#### [Given exercise]
Transcribe all the records exactly and omit any images they hold.

#### [Material]
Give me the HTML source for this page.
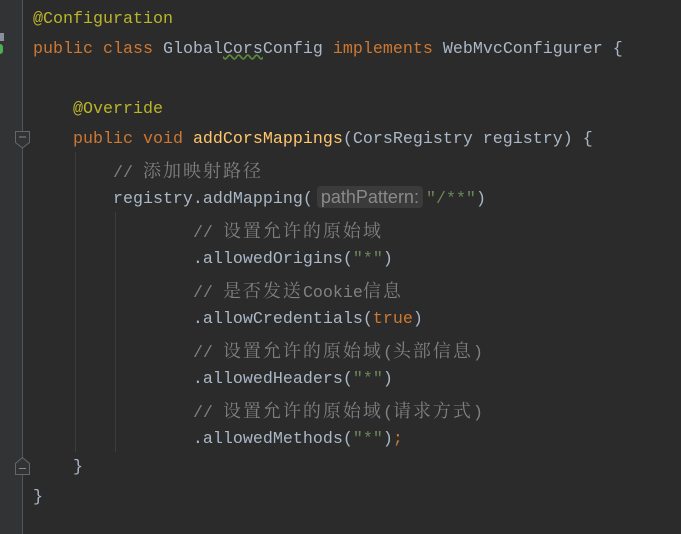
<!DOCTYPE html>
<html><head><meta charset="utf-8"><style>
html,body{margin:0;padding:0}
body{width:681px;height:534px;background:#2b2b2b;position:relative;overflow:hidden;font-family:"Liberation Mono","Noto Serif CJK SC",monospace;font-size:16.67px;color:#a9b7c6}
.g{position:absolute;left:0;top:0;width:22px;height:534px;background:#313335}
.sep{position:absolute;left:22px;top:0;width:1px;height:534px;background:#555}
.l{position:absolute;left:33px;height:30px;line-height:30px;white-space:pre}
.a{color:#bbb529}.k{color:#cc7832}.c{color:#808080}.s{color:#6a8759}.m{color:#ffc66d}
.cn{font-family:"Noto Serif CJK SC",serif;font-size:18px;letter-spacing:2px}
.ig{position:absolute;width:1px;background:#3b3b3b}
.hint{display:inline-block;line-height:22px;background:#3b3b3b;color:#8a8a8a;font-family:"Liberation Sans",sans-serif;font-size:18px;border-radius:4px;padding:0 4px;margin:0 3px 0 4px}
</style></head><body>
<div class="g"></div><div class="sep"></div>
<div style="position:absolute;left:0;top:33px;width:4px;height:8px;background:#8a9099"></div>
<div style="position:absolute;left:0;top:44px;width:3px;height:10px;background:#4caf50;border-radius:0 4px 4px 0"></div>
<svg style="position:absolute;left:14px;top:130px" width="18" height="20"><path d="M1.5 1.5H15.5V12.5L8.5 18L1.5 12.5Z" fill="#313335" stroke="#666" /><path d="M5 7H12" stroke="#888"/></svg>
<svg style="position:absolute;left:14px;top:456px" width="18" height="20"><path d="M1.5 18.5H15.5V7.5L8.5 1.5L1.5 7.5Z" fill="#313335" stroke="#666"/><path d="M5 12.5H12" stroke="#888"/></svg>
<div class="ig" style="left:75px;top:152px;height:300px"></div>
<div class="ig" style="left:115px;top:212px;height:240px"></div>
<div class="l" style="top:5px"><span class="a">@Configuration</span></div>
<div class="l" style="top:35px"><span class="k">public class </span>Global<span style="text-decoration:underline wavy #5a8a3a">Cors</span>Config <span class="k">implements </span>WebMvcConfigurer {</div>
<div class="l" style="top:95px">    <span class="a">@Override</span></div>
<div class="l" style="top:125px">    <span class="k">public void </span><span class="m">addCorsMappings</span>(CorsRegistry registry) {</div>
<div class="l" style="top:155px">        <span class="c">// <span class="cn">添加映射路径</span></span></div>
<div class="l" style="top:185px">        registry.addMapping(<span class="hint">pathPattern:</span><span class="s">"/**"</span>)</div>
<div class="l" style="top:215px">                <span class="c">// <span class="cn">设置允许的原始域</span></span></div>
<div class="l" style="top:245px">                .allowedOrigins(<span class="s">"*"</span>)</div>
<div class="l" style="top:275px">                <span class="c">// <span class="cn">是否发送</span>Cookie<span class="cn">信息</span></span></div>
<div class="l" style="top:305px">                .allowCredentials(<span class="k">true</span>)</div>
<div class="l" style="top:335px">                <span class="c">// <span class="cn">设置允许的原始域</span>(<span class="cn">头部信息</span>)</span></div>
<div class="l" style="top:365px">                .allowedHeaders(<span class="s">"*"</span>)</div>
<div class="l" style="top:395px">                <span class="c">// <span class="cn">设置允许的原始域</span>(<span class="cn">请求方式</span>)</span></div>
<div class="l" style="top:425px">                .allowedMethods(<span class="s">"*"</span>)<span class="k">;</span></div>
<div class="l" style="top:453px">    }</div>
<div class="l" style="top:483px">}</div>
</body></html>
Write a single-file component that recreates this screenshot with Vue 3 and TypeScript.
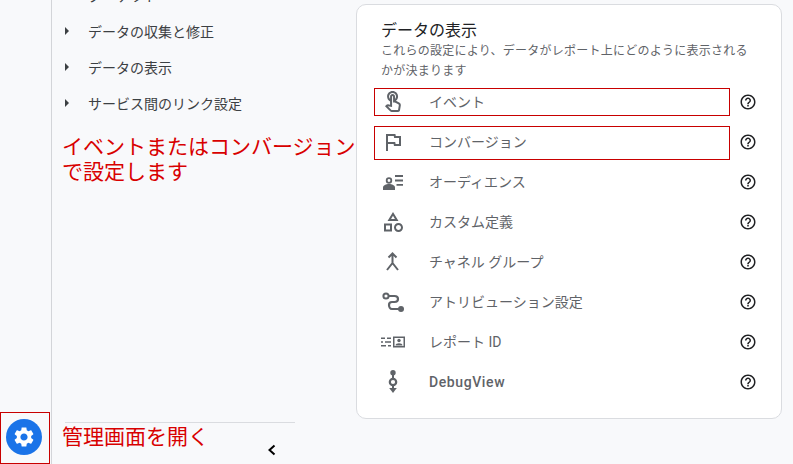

#### [Full output]
Give me the HTML source for this page.
<!DOCTYPE html>
<html><head><meta charset="utf-8"><style>
html,body{margin:0;padding:0}
body{width:681px;height:534px;background:#2b2b2b;position:relative;overflow:hidden;font-family:"Liberation Mono","Noto Serif CJK SC",monospace;font-size:16.67px;color:#a9b7c6}
.g{position:absolute;left:0;top:0;width:22px;height:534px;background:#313335}
.sep{position:absolute;left:22px;top:0;width:1px;height:534px;background:#555}
.l{position:absolute;left:33px;height:30px;line-height:30px;white-space:pre}
.a{color:#bbb529}.k{color:#cc7832}.c{color:#808080}.s{color:#6a8759}.m{color:#ffc66d}
.cn{font-family:"Noto Serif CJK SC",serif;font-size:18px;letter-spacing:2px}
.ig{position:absolute;width:1px;background:#3b3b3b}
.hint{display:inline-block;line-height:22px;background:#3b3b3b;color:#8a8a8a;font-family:"Liberation Sans",sans-serif;font-size:18px;border-radius:4px;padding:0 4px;margin:0 3px 0 4px}
</style></head><body>
<div class="g"></div><div class="sep"></div>
<div style="position:absolute;left:0;top:33px;width:4px;height:8px;background:#8a9099"></div>
<div style="position:absolute;left:0;top:44px;width:3px;height:10px;background:#4caf50;border-radius:0 4px 4px 0"></div>
<svg style="position:absolute;left:14px;top:130px" width="18" height="20"><path d="M1.5 1.5H15.5V12.5L8.5 18L1.5 12.5Z" fill="#313335" stroke="#666" /><path d="M5 7H12" stroke="#888"/></svg>
<svg style="position:absolute;left:14px;top:456px" width="18" height="20"><path d="M1.5 18.5H15.5V7.5L8.5 1.5L1.5 7.5Z" fill="#313335" stroke="#666"/><path d="M5 12.5H12" stroke="#888"/></svg>
<div class="ig" style="left:75px;top:152px;height:300px"></div>
<div class="ig" style="left:115px;top:212px;height:240px"></div>
<div class="l" style="top:5px"><span class="a">@Configuration</span></div>
<div class="l" style="top:35px"><span class="k">public class </span>Global<span style="text-decoration:underline wavy #5a8a3a">Cors</span>Config <span class="k">implements </span>WebMvcConfigurer {</div>
<div class="l" style="top:95px">    <span class="a">@Override</span></div>
<div class="l" style="top:125px">    <span class="k">public void </span><span class="m">addCorsMappings</span>(CorsRegistry registry) {</div>
<div class="l" style="top:155px">        <span class="c">// <span class="cn">添加映射路径</span></span></div>
<div class="l" style="top:185px">        registry.addMapping(<span class="hint">pathPattern:</span><span class="s">"/**"</span>)</div>
<div class="l" style="top:215px">                <span class="c">// <span class="cn">设置允许的原始域</span></span></div>
<div class="l" style="top:245px">                .allowedOrigins(<span class="s">"*"</span>)</div>
<div class="l" style="top:275px">                <span class="c">// <span class="cn">是否发送</span>Cookie<span class="cn">信息</span></span></div>
<div class="l" style="top:305px">                .allowCredentials(<span class="k">true</span>)</div>
<div class="l" style="top:335px">                <span class="c">// <span class="cn">设置允许的原始域</span>(<span class="cn">头部信息</span>)</span></div>
<div class="l" style="top:365px">                .allowedHeaders(<span class="s">"*"</span>)</div>
<div class="l" style="top:395px">                <span class="c">// <span class="cn">设置允许的原始域</span>(<span class="cn">请求方式</span>)</span></div>
<div class="l" style="top:425px">                .allowedMethods(<span class="s">"*"</span>)<span class="k">;</span></div>
<div class="l" style="top:453px">    }</div>
<div class="l" style="top:483px">}</div>
</body></html>
Write a single-file component that recreates this screenshot with Vue 3 and TypeScript.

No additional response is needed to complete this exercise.